Windows 8 and its Metro UI is more than capable of captivating the consumer with its ease of use and flashy ways, however, this could never be achieved on a Slate PC platform. Aside from the downsides I have listed before, the hidden factor here is the dollar amount. If the iPad is to be challenged, Microsoft had to support the cheaper, more industry standard and obviously more sensible ARM architecture. For a good while I had imagined they would simply run the Metro UI and dump the desktop mode, this on its own would be a winner; but on further investigation this would create a problem. Developers would be left in the cold with more work to do and\or alienated from a division of the product. They would now have to develop two separate version of one application. Microsoft set out to find a way around that, in true Microsoft fashion, everyone had to be pleased. Rumors be damned, they did it, they found a way to include the “Desktop Mode” into the ARM offering of the OS. Interesting!

This now translates into real competition to the iPad’s firm grip in the tablet market. Embracing the ARM architecture means we could now have razor thing designed, super lightweight devices from various OEM, featuring instant on performance, all at highly competitive prices with none of the Slate PC downfalls. To put this into perspective, Microsoft has found a way to somehow optimize the traditional Windows OS down to mobile device hardware. Still don’t get it? Think it’s no big deal? Look at it this way; it would be the equivalent of Apple optimizing Mac OS to be operational on iPad spec hardware. Do you get it now? In fact, Apple is heading in the opposite direction, they are porting iOS features into their x64 platform OS. I am not one to judge apple (this is a complete lie,) but that never made much sense to me.

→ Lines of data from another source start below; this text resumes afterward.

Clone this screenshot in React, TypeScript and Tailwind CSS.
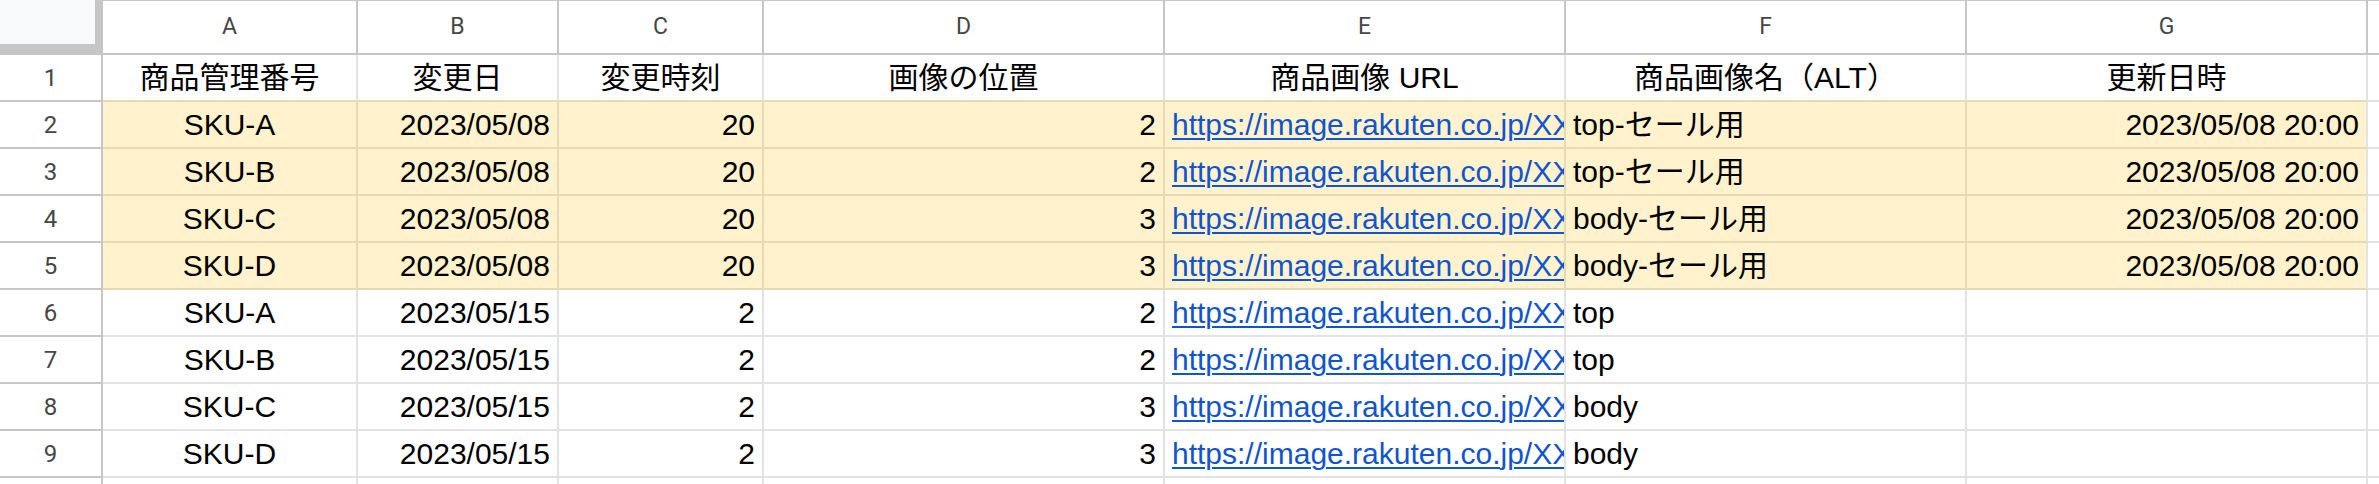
import React from "react";

type Row = {
  sku: string;
  date: string;
  time: string;
  pos: string;
  url: string;
  alt: string;
  updated: string;
  yellow: boolean;
};

const URL_TEXT = "https://image.rakuten.co.jp/XXXXXXXX/cabinet/item/sample.jpg";

const rows: Row[] = [
  { sku: "SKU-A", date: "2023/05/08", time: "20", pos: "2", url: URL_TEXT, alt: "top-セール用", updated: "2023/05/08 20:00", yellow: true },
  { sku: "SKU-B", date: "2023/05/08", time: "20", pos: "2", url: URL_TEXT, alt: "top-セール用", updated: "2023/05/08 20:00", yellow: true },
  { sku: "SKU-C", date: "2023/05/08", time: "20", pos: "3", url: URL_TEXT, alt: "body-セール用", updated: "2023/05/08 20:00", yellow: true },
  { sku: "SKU-D", date: "2023/05/08", time: "20", pos: "3", url: URL_TEXT, alt: "body-セール用", updated: "2023/05/08 20:00", yellow: true },
  { sku: "SKU-A", date: "2023/05/15", time: "2", pos: "2", url: URL_TEXT, alt: "top", updated: "", yellow: false },
  { sku: "SKU-B", date: "2023/05/15", time: "2", pos: "2", url: URL_TEXT, alt: "top", updated: "", yellow: false },
  { sku: "SKU-C", date: "2023/05/15", time: "2", pos: "3", url: URL_TEXT, alt: "body", updated: "", yellow: false },
  { sku: "SKU-D", date: "2023/05/15", time: "2", pos: "3", url: URL_TEXT, alt: "body", updated: "", yellow: false },
];

const cols = ["A", "B", "C", "D", "E", "F", "G"];
const headers = ["商品管理番号", "変更日", "変更時刻", "画像の位置", "商品画像 URL", "商品画像名（ALT）", "更新日時"];

const hdrFont = "font-['Roboto','Liberation_Sans',sans-serif] text-[#444746]";
const cellFont = "font-['Liberation_Sans','Noto_Sans_CJK_JP',sans-serif] text-[30px] leading-[34px] text-black";

function ColHeader({ label }: { label: string }) {
  return (
    <div className={`h-[55px] bg-white border-t border-t-[#c4c7c5] border-r-2 border-r-[#c4c7c5] border-b-2 border-b-[#c4c7c5] flex items-center justify-center text-[23px] ${hdrFont}`}>
      {label}
    </div>
  );
}

function RowHeader({ n }: { n: number }) {
  return (
    <div className={`h-[47px] bg-white border-r-2 border-r-[#c4c7c5] border-b-2 border-b-[#c4c7c5] flex items-center justify-center text-[24px] ${hdrFont}`}>
      {n}
    </div>
  );
}

function Cell({
  children,
  align,
  yellow,
  bottomTan,
  last,
  link,
}: {
  children?: React.ReactNode;
  align: "left" | "center" | "right";
  yellow: boolean;
  bottomTan?: boolean;
  last?: boolean;
  link?: boolean;
}) {
  const bg = yellow ? "bg-[#fff2cc]" : "bg-white";
  const br = yellow && !last ? "border-r-[#e6dab4]" : "border-r-[#e1e3e3]";
  const bb = yellow || bottomTan ? "border-b-[#e6dab4]" : "border-b-[#e1e3e3]";
  const al = align === "left" ? "justify-start" : align === "center" ? "justify-center" : "justify-end";
  return (
    <div className={`h-[47px] border-r-2 border-b-2 ${br} ${bb} ${bg} flex items-center ${al} px-[7px] overflow-hidden whitespace-nowrap ${cellFont}`}>
      {link ? <span className="text-[#1155cc] underline decoration-[2px] underline-offset-[3px]">{children}</span> : children}
    </div>
  );
}

export default function App() {
  return (
    <div className="w-[2379px] h-[484px] overflow-hidden bg-white">
      <div className="grid grid-cols-[103px_255px_201px_205px_401px_401px_401px_401px_11px]">
        {/* corner */}
        <div className="h-[55px] bg-[#c6c6c6]">
          <div className="w-[95px] h-[44px] bg-[#f8f9fa]" />
        </div>
        {cols.map((c) => (
          <ColHeader key={c} label={c} />
        ))}
        <div className="h-[55px] bg-white border-t border-t-[#c4c7c5] border-b-2 border-b-[#c4c7c5]" />

        {/* row 1 headers */}
        <RowHeader n={1} />
        {headers.map((h) => (
          <Cell key={h} align="center" yellow={false} bottomTan>
            {h}
          </Cell>
        ))}
        <div className="h-[47px] bg-white border-b-2 border-b-[#e1e3e3]" />

        {rows.map((r, i) => (
          <React.Fragment key={i}>
            <RowHeader n={i + 2} />
            <Cell align="center" yellow={r.yellow}>{r.sku}</Cell>
            <Cell align="right" yellow={r.yellow}>{r.date}</Cell>
            <Cell align="right" yellow={r.yellow}>{r.time}</Cell>
            <Cell align="right" yellow={r.yellow}>{r.pos}</Cell>
            <Cell align="left" yellow={r.yellow} link>{r.url}</Cell>
            <Cell align="left" yellow={r.yellow}>{r.alt}</Cell>
            <Cell align="right" yellow={r.yellow} last>{r.updated}</Cell>
            <div className="h-[47px] bg-white border-b-2 border-b-[#e1e3e3]" />
          </React.Fragment>
        ))}

        {/* partial row 10 */}
        <div className="h-[20px] bg-white border-r-2 border-r-[#c4c7c5]" />
        {cols.map((c) => (
          <div key={c} className="h-[20px] bg-white border-r-2 border-r-[#e1e3e3]" />
        ))}
        <div className="h-[20px] bg-white" />
      </div>
    </div>
  );
}
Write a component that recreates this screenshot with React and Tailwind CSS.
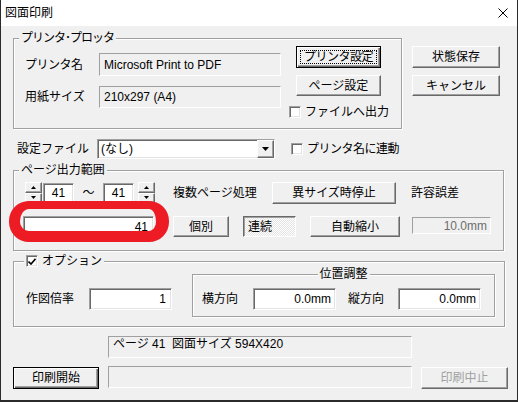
const btn = "flex items-center justify-center bg-[#f0f0f0] border border-t-white border-l-white border-r-[#696969] border-b-[#696969] shadow-[inset_-1px_-1px_0_#a0a0a0]";
const btnDefault = "relative flex items-center justify-center bg-[#f0f0f0] border border-black shadow-[inset_1px_1px_0_#fff,inset_-1px_-1px_0_#696969,inset_-2px_-2px_0_#a0a0a0]";
const edit = "flex items-center bg-white border border-t-[#a0a0a0] border-l-[#a0a0a0] border-r-white border-b-white shadow-[inset_1px_1px_0_#696969,inset_-1px_-1px_0_#e3e3e3]";
const flat = "bg-[#f0f0f0] border border-t-[#a0a0a0] border-l-[#a0a0a0] border-r-white border-b-white";
const group = "relative border border-[#a0a0a0] shadow-[inset_1px_1px_0_#fff,1px_1px_0_#fff]";
const legend = "absolute -top-[8px] px-[2px] bg-[#f0f0f0] leading-[14px] whitespace-nowrap";
const check = "w-[12px] h-[12px] flex items-center justify-center bg-white border border-t-[#a0a0a0] border-l-[#a0a0a0] border-r-white border-b-white shadow-[inset_1px_1px_0_#696969,inset_-1px_-1px_0_#e3e3e3]";

function Spin() {
  return (
    <div className="flex flex-col w-[17px] h-[21px]">
      <div className={`${btn} flex-1`}>
        <svg width="5" height="3" viewBox="0 0 5 3"><polygon points="2.5,0 5,3 0,3" fill="#000" /></svg>
      </div>
      <div className={`${btn} flex-1`}>
        <svg width="5" height="3" viewBox="0 0 5 3"><polygon points="0,0 5,0 2.5,3" fill="#000" /></svg>
      </div>
    </div>
  );
}

export default function App() {
  return (
    <div className="relative w-[518px] h-[402px] overflow-hidden flex flex-col bg-[#f0f0f0] border-l border-r border-b-2 border-[#2b2b2b] text-[12px] leading-[14px] text-black font-['Liberation_Sans','Noto_Sans_CJK_JP',sans-serif]">
      {/* title bar */}
      <div className="h-[26px] shrink-0 bg-white flex items-center justify-between pl-[4px] pr-[9px]">
        <span>図面印刷</span>
        <svg width="10" height="10" viewBox="0 0 10 10">
          <path d="M0.5 0.5L9.5 9.5M9.5 0.5L0.5 9.5" stroke="#000" strokeWidth="1" />
        </svg>
      </div>

      {/* printer group + right buttons */}
      <div className="flex items-start mt-[12px] ml-[12px]">
        <div className={`${group} w-[389px] h-[91px] flex items-start`}>
          <span className={`${legend} left-[5px] tracking-[-1px]`}>プリンタ･プロッタ</span>
          <div className="flex flex-col ml-[11px] mt-[14px]">
            <div className="flex items-center">
              <span className="w-[74px] tracking-[-0.5px]">プリンタ名</span>
              <div className={`${flat} w-[182px] h-[23px] flex items-center pl-[4px]`}>Microsoft Print to PDF</div>
            </div>
            <div className="flex items-center mt-[10px]">
              <span className="w-[74px]">用紙サイズ</span>
              <div className={`${flat} w-[182px] h-[22px] flex items-center pl-[4px]`}>210x297 (A4)</div>
            </div>
          </div>
          <div className="flex flex-col ml-[15px] mt-[7px]">
            <div className={`${btnDefault} w-[85px] h-[22px] tracking-[-0.5px]`}>
              <span className="absolute inset-[3px] border border-dotted border-black" />
              プリンタ設定
            </div>
            <div className={`${btn} w-[85px] h-[21px] mt-[7px]`}>ページ設定</div>
            <div className="flex items-center -ml-[7px] mt-[9px]">
              <div className={check} />
              <span className="ml-[4px]">ファイルへ出力</span>
            </div>
          </div>
        </div>
        <div className="flex flex-col ml-[10px] mt-[8px]">
          <div className={`${btn} w-[88px] h-[22px]`}>状態保存</div>
          <div className={`${btn} w-[88px] h-[21px] mt-[7px]`}>キャンセル</div>
        </div>
      </div>

      {/* settings file row */}
      <div className="flex items-center ml-[16px] mt-[10px] h-[20px]">
        <span className="w-[80px]">設定ファイル</span>
        <div className={`${edit} w-[178px] h-[20px] justify-between`}>
          <span className="pl-[3px]">(なし)</span>
          <div className={`${btn} w-[17px] h-full`}>
            <svg width="7" height="4" viewBox="0 0 7 4"><polygon points="0,0 7,0 3.5,4" fill="#000" /></svg>
          </div>
        </div>
        <div className={`${check} ml-[16px]`} />
        <span className="ml-[4px] tracking-[-0.5px]">プリンタ名に連動</span>
      </div>

      {/* page output range */}
      <div className={`${group} ml-[12px] mt-[11px] w-[491px] h-[81px] shrink-0`}>
        <span className={`${legend} left-[5px]`}>ページ出力範囲</span>
        <div className="flex items-start ml-[11px] mt-[11px]">
          <Spin />
          <div className={`${edit} justify-center ml-[1px] mt-[1px] w-[31px] h-[20px]`}>41</div>
          <div className="w-[29px] h-[21px] flex items-center justify-center">～</div>
          <div className={`${edit} justify-center mt-[1px] w-[31px] h-[20px]`}>41</div>
          <div className="ml-[4px]"><Spin /></div>
          <div className="ml-[18px] w-[99px] h-[22px] flex items-center">複数ページ処理</div>
          <div className={`${btn} w-[124px] h-[22px]`}>異サイズ時停止</div>
          <div className="ml-[15px] h-[22px] flex items-center">許容誤差</div>
        </div>
        <div className="flex items-start ml-[9px] mt-[12px]">
          <div className={`${edit} justify-end pr-[5px] w-[131px] h-[21px]`}>41</div>
          <div className={`${btn} ml-[19px] w-[56px] h-[21px]`}>個別</div>
          <div className="ml-[14px] w-[53px] h-[21px] flex items-center pl-[4px] border border-t-[#696969] border-l-[#696969] border-r-white border-b-white shadow-[inset_1px_1px_0_#a0a0a0] bg-[image:repeating-conic-gradient(#ffffff_0_25%,#e4e4e4_0_50%)] bg-[length:2px_2px]">連続</div>
          <div className={`${btn} ml-[14px] w-[90px] h-[21px]`}>自動縮小</div>
          <div className={`${flat} ml-[12px] mt-[1px] w-[79px] h-[17px] flex items-center justify-end pr-[3px] text-[#6d6d6d]`}>10.0mm</div>
        </div>
      </div>

      {/* options */}
      <div className={`${group} ml-[12px] mt-[10px] w-[492px] h-[66px] shrink-0`}>
        <div className={`${legend} left-[10px] flex items-center h-[14px]`}>
          <div className={check}>
            <svg width="8" height="7" viewBox="0 0 8 7"><path d="M0.5 3.5L3 6L7.5 0.8" stroke="#000" strokeWidth="1.6" fill="none" /></svg>
          </div>
          <span className="ml-[4px]">オプション</span>
        </div>
        <div className="flex items-start">
          <div className="flex items-center ml-[12px] mt-[26px]">
            <span className="w-[63px]">作図倍率</span>
            <div className={`${edit} justify-end pr-[5px] w-[83px] h-[22px]`}>1</div>
          </div>
          <div className={`${group} ml-[20px] mt-[12px] w-[303px] h-[43px]`}>
            <span className={`${legend} left-1/2 -translate-x-1/2`}>位置調整</span>
            <div className="flex items-center ml-[9px] mt-[13px]">
              <span className="w-[51px]">横方向</span>
              <div className={`${edit} justify-end pr-[4px] w-[83px] h-[22px]`}>0.0mm</div>
              <span className="ml-[12px] w-[50px]">縦方向</span>
              <div className={`${edit} justify-end pr-[4px] w-[83px] h-[22px]`}>0.0mm</div>
            </div>
          </div>
        </div>
      </div>

      {/* status */}
      <div className={`${flat} ml-[107px] mt-[9px] w-[304px] h-[22px] shrink-0 pl-[4px] whitespace-pre`}>ページ 41  図面サイズ 594X420</div>
      <div className="flex items-start mt-[8px]">
        <div className={`${btnDefault} ml-[12px] mt-[1px] w-[86px] h-[22px]`}>印刷開始</div>
        <div className={`${flat} ml-[9px] w-[304px] h-[22px]`} />
        <div className={`${btn} ml-[9px] mt-[1px] w-[87px] h-[22px] text-[#a0a0a0]`}>印刷中止</div>
      </div>

      {/* red annotation ring */}
      <div className="absolute left-[8px] top-[201px] w-[160px] h-[41px] border-t-[8px] border-l-[11px] border-b-[11px] border-r-[13px] border-[#ed1c24] rounded-[20px]" />
    </div>
  );
}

WOA will offer consumers, power users and enterprise clients something they’ve never had in a tablet. Sure they’ve had slick UIs, great battery life performance and awesome design, but for the first time, they will have the power of a full desktop. An incredible feat by all means, but there is still more. Upon some more digging and reading between the lines, some compromises had to be made. It turns out, the desktop mode to be featured on ARM isn’t a true desktop mode. It had to be scaled back a bit. So far, what I have gathered is the desktop mode is “emulated” if you will. Although it might look and act as a traditional windows PC, the under workings is a bit different. Microsoft mentioned traditional x86/x64 applications will not run on ARM, but they have provided some very good ground work in the latest version of Visio Studio to help developers port their apps to the environment. Even the Office 15 apps are special tailored for the platform.

A good way to think of this would be a citrix or terminal server environment, where everything looks like a normal desktop to the user, but the driving technologies under the hood are not. I have some reserves about this. Developers still need to be proactive to ensure a seamless user experience. Give a user something that looks like a desktop and they will treat it as one, what will happen when you go to install your latest version of tweekdeck? What happens if tweekdeck didn’t get around to optimizing their app for ARM? I thought this is what was avoided before, I was wrong. In all fairness this is new ground, and Microsoft does provide tons of tools and resources, and they have been great about getting developers on board. Not to mention, this whole notion is tremendously aspirational in its own right. Although the magic going on behind the scenes is not as streamline as we would like, to the end user the outcome and over all experience will no doubt be excellent.

WOA will have clear advantages when it hits the market. Metro UI, Desktop Mode and fully functional Office suite are some of the strong points that will make the product appealing to many. Personally I am holding strong to my reserves until I can get my hands on some hardware to test. As a content producer and not consumer, the compromises made to WOA might steer me towards either a Slate PC or an alternate form factor of an Ultra Book. For the consumerist out there, hang tight! WOA might be a slice of perfection you never seen coming!

3 COMMENTS

  1. I fall above the consumerist, and just into the slightly technical (although I am not a strong hardware person). Nice explanation, Ramon.

    …I was going to wait for Apollo, but now I’m not sure I shouldn’t wait longer lol!
    Nah, I’ll probably end up with a Lumia900 or a TitanII anyway. I’m going to give Son the Surround.

  2. You forget to mention the disadvantage of not being able to run legacy x86 applications and the fact that Intel and AMD in particular are working to get their chips as power efficient as possible which will give all the advantages of ARM and none of the disadvantages. WOA has its place but a power efficient, fanless x86 tablet with Windows 8 is the real challenge to the ipad IMO.

  3. The Arm vs X86 fragmentation won’t be as big as a deal as some worried, but at the same time, most ‘legacy’ applications (or the entire reason someone would be interested in this at launch) will not be supported unless the vendor/author re compiles their applications specifically for the ARM platform.

    Also; I’ve said it before, and I’ll say it again, Windows + Touch = fail

    Yes, I know there’s the HTML5 Metro interface thingy.. And HTML5 apps can sure do some cool things with touch. But if you work in a place that even pretends to care about using DISA approved Security Technology Implementation Guides (STIGs), you’re probably never going to see that METRO thing anyway. It’ll be disabled. For the rest of the world that doesn’t have a proper IA office in their IT department, enjoy it while you can I suppose…

    BTW, Metro was first seen in Windows Media Center, and then the Zune before finding its way to the Windows Phone…EDIT: I skimmed over the part where you mentioned that.. my bad.

    Anyway, I’m not terribly concerned with any of this as I’ll probably never buy a Microsoft-based product ever again. I’ll be forced to use it at work, since it’ll obviously be full of security holes and will keep people like me employed for the foreseeable future. Go Microsoft!!